>> start
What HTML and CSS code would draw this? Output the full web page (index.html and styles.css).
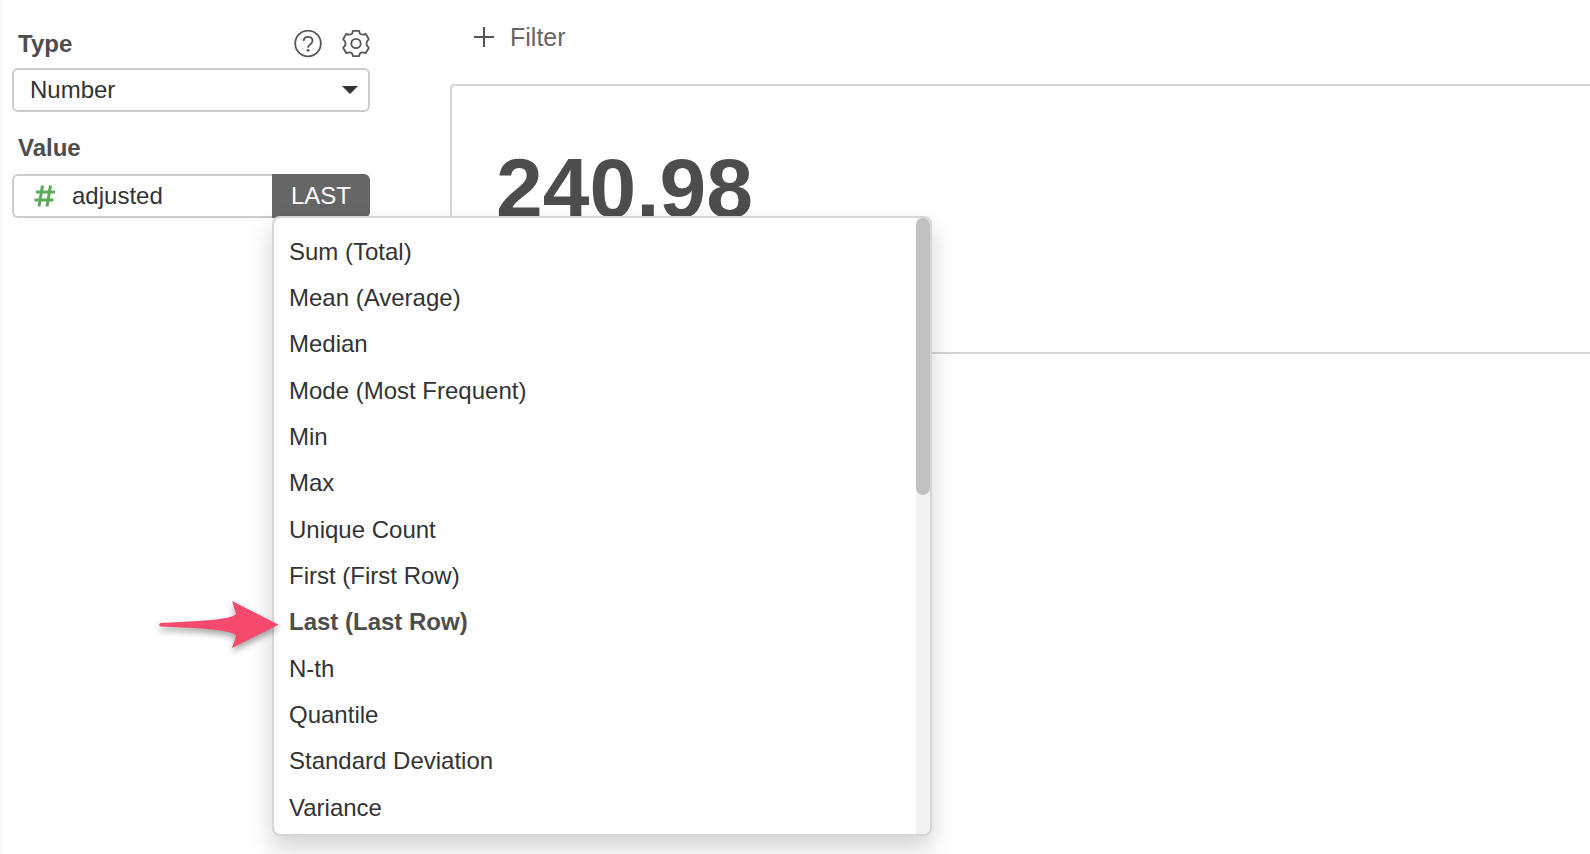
FILE: index.html
```html
<!DOCTYPE html>
<html lang="en">
<head>
	<meta charset="utf-8">
	<title>Number chart</title>
	<link rel="stylesheet" href="styles.css">
</head>
<body>
<div class="page">
	<div class="sidebar">
		<div class="field-head">
			<label for="type">Type</label>
			<div class="tools">
				<button type="button" class="icon-btn" aria-label="Help">
					<svg width="28" height="28" viewBox="0 0 28 28" fill="none" stroke="#555" stroke-width="1.8">
						<circle cx="14" cy="13.500" r="12.800"/>
						<path d="M9.800 11c0-2.700 1.700-4.200 4.300-4.200s4.400 1.500 4.400 3.900c0 1.700-.9 2.500-2.200 3.500-1.500 1.100-2.200 1.800-2.200 3.500"/>
						<circle cx="14.100" cy="20.300" r="1.400" fill="#555" stroke="none"/>
					</svg>
				</button>
				<button type="button" class="icon-btn" aria-label="Settings">
					<svg width="28" height="28" viewBox="0 0 28 28" fill="none" stroke="#555" stroke-width="1.8" stroke-linejoin="round">
						<path d="M11.300.8h5.400q.6 0 .6.700c0 2.300 1.400 3.200 3.700 3.200.9 0 1.300-.3 2-.7q.6-.3 1 .3l2.600 4.400q.3.600-.2 1c-1 .7-1.900 1.700-1.900 3.800s.9 3.100 1.900 3.800q.5.400.2 1l-2.600 4.400q-.4.600-1 .3c-.7-.4-1.100-.7-2-.7-2.300 0-3.700.9-3.700 3.200q0 .7-.6.700h-5.400q-.6 0-.6-.7c0-2.300-1.400-3.200-3.700-3.200-.9 0-1.300.3-2 .7q-.6.300-1-.3l-2.600-4.400q-.3-.6.200-1c1-.7 1.900-1.700 1.900-3.800s-.9-3.100-1.900-3.800q-.5-.4-.2-1l2.600-4.400q.4-.6 1-.3c.7.400 1.100.7 2 .7 2.300 0 3.700-.9 3.700-3.200q0-.7.600-.7z"/>
						<circle cx="14" cy="13.500" r="4.700"/>
					</svg>
				</button>
			</div>
		</div>
		<div class="select-box">
			<select id="type">
				<option>Number</option>
			</select>
			<svg class="caret" width="16" height="8" viewBox="0 0 16 8"><path d="M0 0h16L8 8z" fill="#333"/></svg>
		</div>

		<div class="field-head value-head">
			<label for="column">Value</label>
		</div>
		<div class="value-box">
			<button type="button" class="column" id="column">
				<svg width="22" height="22" viewBox="0 0 22 22" fill="none" stroke="#5cab5b" stroke-width="3">
					<path d="M8.500.5L5 21.500M16.500.5L13 21.500M2 7h19M.5 15h19"/>
				</svg>
				<span>adjusted</span>
			</button>
			<div class="aggregate">
				<button type="button" class="agg-btn">LAST</button>
				<div class="menu">
					<ul>
						<li><button type="button">Sum (Total)</button></li>
						<li><button type="button">Mean (Average)</button></li>
						<li><button type="button">Median</button></li>
						<li><button type="button">Mode (Most Frequent)</button></li>
						<li><button type="button">Min</button></li>
						<li><button type="button">Max</button></li>
						<li><button type="button">Unique Count</button></li>
						<li><button type="button">First (First Row)</button></li>
						<li class="selected">
							<button type="button">Last (Last Row)</button>
							<svg class="arrow" width="122" height="50" viewBox="0 0 122 50">
								<path d="M2.500 23C30 21.500 66 20.500 76 15.500q2.500-1 1.800-2.500L74 1l46.700 23.700L74 48l3.800-11q.6-2-1.500-3C66 29 30 27.500 2.500 26.500q-2.800-1.700 0-3.500z" fill="#f54a6e"/>
							</svg>
						</li>
						<li><button type="button">N-th</button></li>
						<li><button type="button">Quantile</button></li>
						<li><button type="button">Standard Deviation</button></li>
						<li><button type="button">Variance</button></li>
					</ul>
					<div class="scrollbar"><div class="thumb"></div></div>
				</div>
			</div>
		</div>
	</div>

	<div class="main">
		<button type="button" class="filter">
			<svg width="20" height="20" viewBox="0 0 20 20" stroke="#555" stroke-width="2"><path d="M10 0v20M0 10h20"/></svg>
			<span>Filter</span>
		</button>
		<div class="card">
			<div class="number">240.98</div>
		</div>
	</div>
</div>
</body>
</html>
```
FILE: styles.css
```css
*{
	box-sizing: border-box;
}
body{
	margin: 0;
	background: #fff;
	color: #333;
	font-family: "Helvetica Neue", "Liberation Sans", Arial, sans-serif;
	font-size: 24px;
}
button,
select{
	font: inherit;
	color: inherit;
	background: none;
	border: 0;
	padding: 0;
	margin: 0;
	cursor: pointer;
}
svg{
	display: block;
}
.page{
	display: flex;
	min-height: 100vh;
	overflow: hidden;
}

/* left panel */
.sidebar{
	flex: none;
	width: 450px;
	padding: 28px 80px 0 10px;
	border-left: 2px solid #f9f9f9;
}
.field-head{
	display: flex;
	align-items: center;
	justify-content: space-between;
	height: 32px;
	padding-left: 6px;
	margin-bottom: 8px;
	color: #4d4d4d;
	font-weight: bold;
}
.value-head{
	margin-top: 20px;
	margin-bottom: 10px;
}
.tools{
	display: flex;
	gap: 20px;
}
.select-box{
	position: relative;
}
.select-box select{
	appearance: none;
	display: block;
	width: 100%;
	height: 44px;
	padding: 0 16px 2px;
	border: 2px solid #ccc;
	border-radius: 6px;
	background: #fff;
}
.caret{
	position: absolute;
	right: 12px;
	top: 18px;
	pointer-events: none;
}
.value-box{
	display: flex;
	height: 44px;
}
.column{
	flex: 1;
	display: flex;
	align-items: center;
	gap: 16px;
	padding-left: 20px;
	border: 2px solid #ccc;
	border-right: 0;
	border-radius: 6px 0 0 6px;
}
.aggregate{
	position: relative;
	width: 98px;
}
.agg-btn{
	width: 100%;
	height: 100%;
	background: #666;
	color: #fff;
	border-radius: 0 6px 6px 0;
}

/* dropdown */
.menu{
	position: absolute;
	z-index: 10;
	left: 0;
	top: 42px;
	width: 660px;
	display: flex;
	background: #fff;
	border: 2px solid #d6d6d6;
	border-radius: 8px;
	box-shadow: 0 12px 24px rgba(0,0,0,.175);
}
.menu ul{
	flex: 1;
	list-style: none;
	margin: 0;
	padding: 11px 0 3px;
}
.menu li{
	position: relative;
	height: 46px;
}
.menu li:nth-child(3n){
	height: 47px;
}
.menu li button{
	display: block;
	width: 100%;
	height: 46px;
	padding-left: 15px;
	text-align: left;
}
.menu .selected{
	color: #4d4d4d;
	font-weight: bold;
}
.arrow{
	position: absolute;
	left: -116px;
	top: 1px;
	overflow: visible;
	filter: drop-shadow(0 4px 3px rgba(0,0,0,.35));
}
.scrollbar{
	width: 14px;
	background: #f2f2f2;
	border-radius: 0 6px 6px 0;
}
.thumb{
	height: 45%;
	background: #c1c1c1;
	border-radius: 7px;
}

/* chart */
.main{
	flex: 1;
	min-width: 0;
}
.filter{
	display: flex;
	align-items: center;
	gap: 16px;
	height: 40px;
	margin: 17px 0 27px 24px;
	color: #666;
	font-size: 25px;
}
.card{
	height: 270px;
	padding: 54px 40px;
	border: 2px solid #d5d5d5;
	border-right: 0;
	border-radius: 4px 0 0 0;
}
.number{
	color: #4d4d4d;
	font-size: 84px;
	font-weight: bold;
	line-height: 96px;
	padding-left: 4px;
}
```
>> end
**Task brief:** Copy all the data exactly as written, but skip any picture.

**Final result:**
What HTML and CSS code would draw this? Output the full web page (index.html and styles.css).
FILE: index.html
```html
<!DOCTYPE html>
<html lang="en">
<head>
	<meta charset="utf-8">
	<title>Number chart</title>
	<link rel="stylesheet" href="styles.css">
</head>
<body>
<div class="page">
	<div class="sidebar">
		<div class="field-head">
			<label for="type">Type</label>
			<div class="tools">
				<button type="button" class="icon-btn" aria-label="Help">
					<svg width="28" height="28" viewBox="0 0 28 28" fill="none" stroke="#555" stroke-width="1.8">
						<circle cx="14" cy="13.500" r="12.800"/>
						<path d="M9.800 11c0-2.700 1.700-4.200 4.300-4.200s4.400 1.500 4.400 3.900c0 1.700-.9 2.500-2.200 3.500-1.500 1.100-2.200 1.800-2.200 3.500"/>
						<circle cx="14.100" cy="20.300" r="1.400" fill="#555" stroke="none"/>
					</svg>
				</button>
				<button type="button" class="icon-btn" aria-label="Settings">
					<svg width="28" height="28" viewBox="0 0 28 28" fill="none" stroke="#555" stroke-width="1.8" stroke-linejoin="round">
						<path d="M11.300.8h5.400q.6 0 .6.700c0 2.300 1.400 3.200 3.700 3.200.9 0 1.300-.3 2-.7q.6-.3 1 .3l2.600 4.400q.3.600-.2 1c-1 .7-1.900 1.700-1.900 3.800s.9 3.100 1.900 3.800q.5.400.2 1l-2.600 4.400q-.4.600-1 .3c-.7-.4-1.100-.7-2-.7-2.300 0-3.700.9-3.700 3.200q0 .7-.6.700h-5.400q-.6 0-.6-.7c0-2.300-1.400-3.200-3.700-3.200-.9 0-1.300.3-2 .7q-.6.300-1-.3l-2.600-4.400q-.3-.6.200-1c1-.7 1.900-1.700 1.900-3.800s-.9-3.100-1.900-3.800q-.5-.4-.2-1l2.600-4.400q.4-.6 1-.3c.7.400 1.100.7 2 .7 2.300 0 3.700-.9 3.700-3.200q0-.7.600-.7z"/>
						<circle cx="14" cy="13.500" r="4.700"/>
					</svg>
				</button>
			</div>
		</div>
		<div class="select-box">
			<select id="type">
				<option>Number</option>
			</select>
			<svg class="caret" width="16" height="8" viewBox="0 0 16 8"><path d="M0 0h16L8 8z" fill="#333"/></svg>
		</div>

		<div class="field-head value-head">
			<label for="column">Value</label>
		</div>
		<div class="value-box">
			<button type="button" class="column" id="column">
				<svg width="22" height="22" viewBox="0 0 22 22" fill="none" stroke="#5cab5b" stroke-width="3">
					<path d="M8.500.5L5 21.500M16.500.5L13 21.500M2 7h19M.5 15h19"/>
				</svg>
				<span>adjusted</span>
			</button>
			<div class="aggregate">
				<button type="button" class="agg-btn">LAST</button>
				<div class="menu">
					<ul>
						<li><button type="button">Sum (Total)</button></li>
						<li><button type="button">Mean (Average)</button></li>
						<li><button type="button">Median</button></li>
						<li><button type="button">Mode (Most Frequent)</button></li>
						<li><button type="button">Min</button></li>
						<li><button type="button">Max</button></li>
						<li><button type="button">Unique Count</button></li>
						<li><button type="button">First (First Row)</button></li>
						<li class="selected">
							<button type="button">Last (Last Row)</button>
							<svg class="arrow" width="122" height="50" viewBox="0 0 122 50">
								<path d="M2.500 23C30 21.500 66 20.500 76 15.500q2.500-1 1.800-2.500L74 1l46.700 23.700L74 48l3.800-11q.6-2-1.500-3C66 29 30 27.500 2.500 26.500q-2.800-1.700 0-3.500z" fill="#f54a6e"/>
							</svg>
						</li>
						<li><button type="button">N-th</button></li>
						<li><button type="button">Quantile</button></li>
						<li><button type="button">Standard Deviation</button></li>
						<li><button type="button">Variance</button></li>
					</ul>
					<div class="scrollbar"><div class="thumb"></div></div>
				</div>
			</div>
		</div>
	</div>

	<div class="main">
		<button type="button" class="filter">
			<svg width="20" height="20" viewBox="0 0 20 20" stroke="#555" stroke-width="2"><path d="M10 0v20M0 10h20"/></svg>
			<span>Filter</span>
		</button>
		<div class="card">
			<div class="number">240.98</div>
		</div>
	</div>
</div>
</body>
</html>
```
FILE: styles.css
```css
*{
	box-sizing: border-box;
}
body{
	margin: 0;
	background: #fff;
	color: #333;
	font-family: "Helvetica Neue", "Liberation Sans", Arial, sans-serif;
	font-size: 24px;
}
button,
select{
	font: inherit;
	color: inherit;
	background: none;
	border: 0;
	padding: 0;
	margin: 0;
	cursor: pointer;
}
svg{
	display: block;
}
.page{
	display: flex;
	min-height: 100vh;
	overflow: hidden;
}

/* left panel */
.sidebar{
	flex: none;
	width: 450px;
	padding: 28px 80px 0 10px;
	border-left: 2px solid #f9f9f9;
}
.field-head{
	display: flex;
	align-items: center;
	justify-content: space-between;
	height: 32px;
	padding-left: 6px;
	margin-bottom: 8px;
	color: #4d4d4d;
	font-weight: bold;
}
.value-head{
	margin-top: 20px;
	margin-bottom: 10px;
}
.tools{
	display: flex;
	gap: 20px;
}
.select-box{
	position: relative;
}
.select-box select{
	appearance: none;
	display: block;
	width: 100%;
	height: 44px;
	padding: 0 16px 2px;
	border: 2px solid #ccc;
	border-radius: 6px;
	background: #fff;
}
.caret{
	position: absolute;
	right: 12px;
	top: 18px;
	pointer-events: none;
}
.value-box{
	display: flex;
	height: 44px;
}
.column{
	flex: 1;
	display: flex;
	align-items: center;
	gap: 16px;
	padding-left: 20px;
	border: 2px solid #ccc;
	border-right: 0;
	border-radius: 6px 0 0 6px;
}
.aggregate{
	position: relative;
	width: 98px;
}
.agg-btn{
	width: 100%;
	height: 100%;
	background: #666;
	color: #fff;
	border-radius: 0 6px 6px 0;
}

/* dropdown */
.menu{
	position: absolute;
	z-index: 10;
	left: 0;
	top: 42px;
	width: 660px;
	display: flex;
	background: #fff;
	border: 2px solid #d6d6d6;
	border-radius: 8px;
	box-shadow: 0 12px 24px rgba(0,0,0,.175);
}
.menu ul{
	flex: 1;
	list-style: none;
	margin: 0;
	padding: 11px 0 3px;
}
.menu li{
	position: relative;
	height: 46px;
}
.menu li:nth-child(3n){
	height: 47px;
}
.menu li button{
	display: block;
	width: 100%;
	height: 46px;
	padding-left: 15px;
	text-align: left;
}
.menu .selected{
	color: #4d4d4d;
	font-weight: bold;
}
.arrow{
	position: absolute;
	left: -116px;
	top: 1px;
	overflow: visible;
	filter: drop-shadow(0 4px 3px rgba(0,0,0,.35));
}
.scrollbar{
	width: 14px;
	background: #f2f2f2;
	border-radius: 0 6px 6px 0;
}
.thumb{
	height: 45%;
	background: #c1c1c1;
	border-radius: 7px;
}

/* chart */
.main{
	flex: 1;
	min-width: 0;
}
.filter{
	display: flex;
	align-items: center;
	gap: 16px;
	height: 40px;
	margin: 17px 0 27px 24px;
	color: #666;
	font-size: 25px;
}
.card{
	height: 270px;
	padding: 54px 40px;
	border: 2px solid #d5d5d5;
	border-right: 0;
	border-radius: 4px 0 0 0;
}
.number{
	color: #4d4d4d;
	font-size: 84px;
	font-weight: bold;
	line-height: 96px;
	padding-left: 4px;
}
```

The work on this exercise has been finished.